As I began my four-year journey at Villa Maria Academy and experienced firsthand the pressure and stress of high school which my siblings had warned me of, the role of water in my life intensified. It no longer functioned as a diversion, or even as a mere form of recreation- it became my escape, my entrance into a world of endless freedom and possibility. In the pool, the demands and stress of balancing an upcoming AP Chemistry test or an approaching yearbook deadline left me, as the water instilled in me a newfound sense of clarity. Whether I was a freshman contemplating whether to join Student Council or the lacrosse team, or a junior deciding on the perfect prom date, the water somehow always provided me with the solutions.

Splash! The easily recognizable sound of water engulfs my ears; but now, it is as I plunge into the water for my first rescue as a lifeguard at Whiteland Woods Pool. The splash is no longer a sound of excitement or bliss, but one of pressure and responsibility. The water, once my escape and strength, emerges as an opponent, challenging me to act as, it truly becomes a matter of survival, of life or death.

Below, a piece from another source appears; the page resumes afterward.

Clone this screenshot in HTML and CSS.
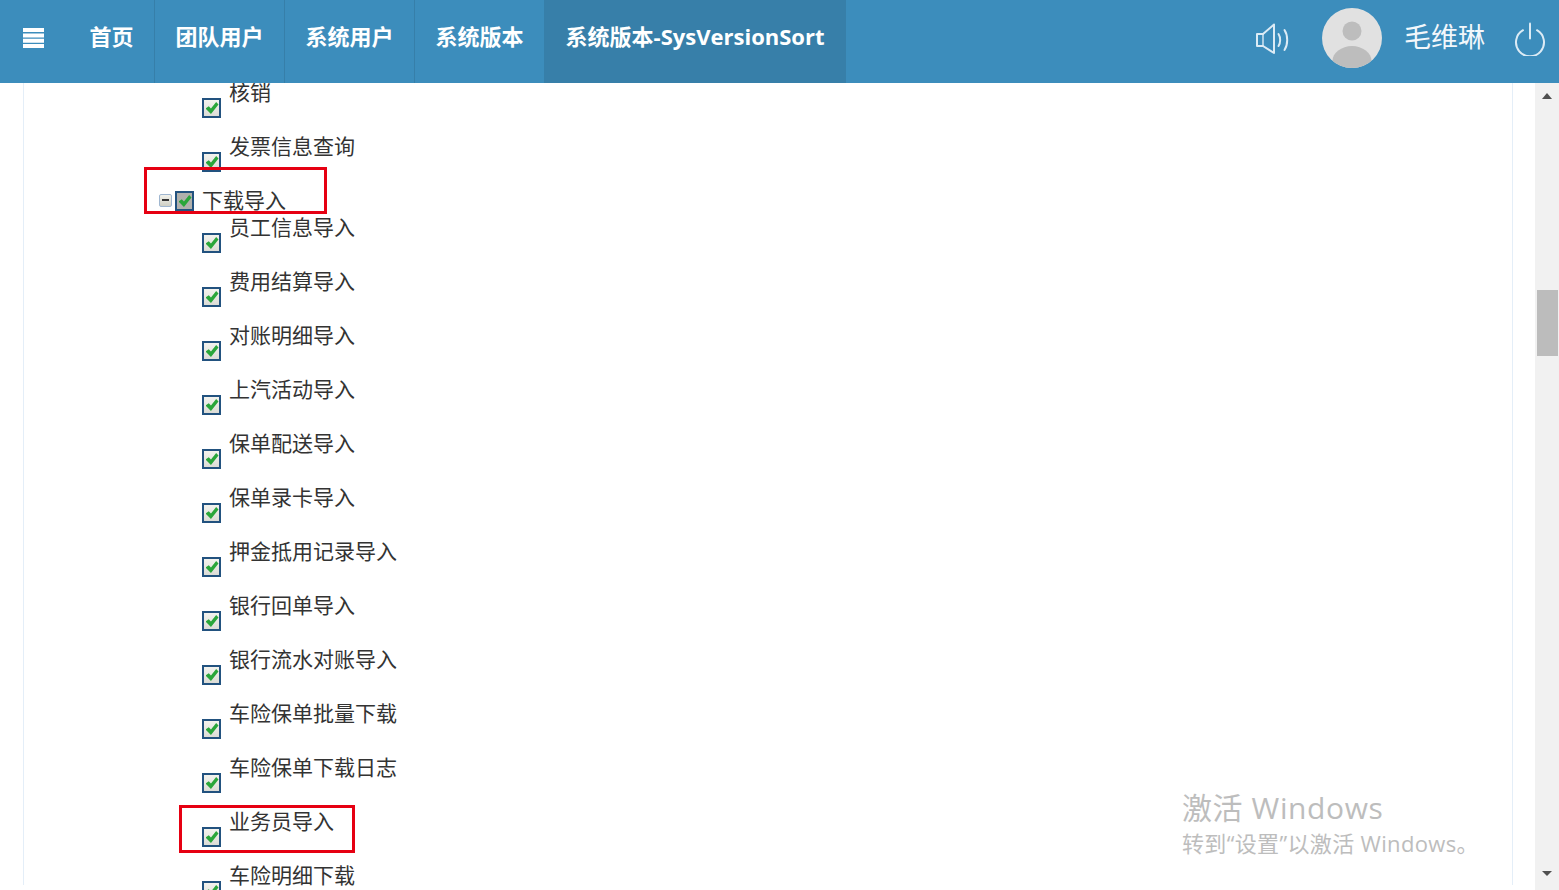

H2O, Dihydrogen Oxide, Water: the simplest of compounds made of two of the most basic chemical elements, who would have thought of the impact that this seemingly insignificant natural resource could have on my life? Today, as I gaze into the pool, it dawns on me that in the water I can now see a reflection of myself. As I stare into this substance which has guided me in my self-discovery, our similarities become crystal clear. I, like the water, am encouraging and nurturing, yet independent and powerful. While my strengths at times may be overlooked, I should not be underestimated- I am capable of having immense impact on the world.
ershad193 14 / 333 5  
Jul 11, 2010   #2
Hi Taylor

While your essay has an interesting theme, I was disappointed with some of your word choices. For example, "liquid", "substance", etc.

the role of water in my life intensified

Can you write this differently?

the water somehow always provided me with the solutions.

You could write it like, "somehow water always helped me to think clearly."

who would have thought of the impact that this seemingly insignificant natural resource could have on my life?

I don't think you need a rhetorical question in this essay. The fact that you are writing an essay on water is enough to create the desired effect.

Good luck!
EF_Kevin 8 / 13,321 129  
Jul 12, 2010   #3
As I penetrated through the surface of the water, I was released relieved of the apprehensions I once held; I was fearless. --- very cool concept.

This essay needs some sentences to establish a clear theme, though. It is hard to understand because it has no thesis statement. No, I take that back! You do a good job of explaining the theme. However, I got confused when I thought the essay was about a particular summer. It actually is about the role played by water in your life. I think you should not give the mention of the summer of 96 such a prominent place at the start of the essay. Start the essay with a sentence about water, not a particular summer. That will make it clearer.

You should google this:
how to write good topic sentences

The first sentence of a paragraph can give the main idea of that paragraph, and this idea will be reinforced during the paragraph.

:-)
OP tford1661 2 / 3  
Jul 13, 2010   #4
okay thanks so much for the feedback!
I originally had the essay in chronological order, it started with the rhetorical sentence about water

H2O, Dihydrogen Oxide, Water: the simplest of compounds made of two of the most basic chemical elements, who would have thought of the impact that this seemingly insignificant natural resource could have on my life?

then i went into the whole my mom's obsession w/ water.. swimming as a child.. swimming in hs... then lifeguard. my english teacher told me that it would be more interesting if i didn't do it in chronological order? what do you think? and also any feedback on the theme itself, I could rewrite it i'm not sure if it comes across as a bizzarre topic?

thanksss!
OP tford1661 2 / 3  
Jul 13, 2010   #5
EF_Kevin
okay thanks so much for the feedback!
I originally had the essay in chronological order, it started with the rhetorical sentence about water

H2O, Dihydrogen Oxide, Water: the simplest of compounds made of two of the most basic chemical elements, who would have thought of the impact that this seemingly insignificant natural resource could have on my life?

then i went into the whole my mom's obsession w/ water.. swimming as a child.. swimming in hs... then lifeguard. my english teacher told me that it would be more interesting if i didn't do it in chronological order? what do you think? and also any feedback on the theme itself, I could rewrite it i'm not sure if it comes across as a bizzarre topic?

thanksss!
EF_Kevin 8 / 13,321 129  
Jul 14, 2010   #6
a bizzarre topic?

That's the best kind of topic!

You had a great idea.. it is interesting that water became symbolic of something in your life. Is there a word that is perfect for capturing what it represents?

Okay... I see the coolness of your teacher's idea. Why use chronological order? Use an order that accommodates your purpose, which is to give the reader an experience. Share your experience by using rhythmic sentences and good imagery words.

Each paragraph can begin with a sentence that puts a vision or feeling in the reader's mind.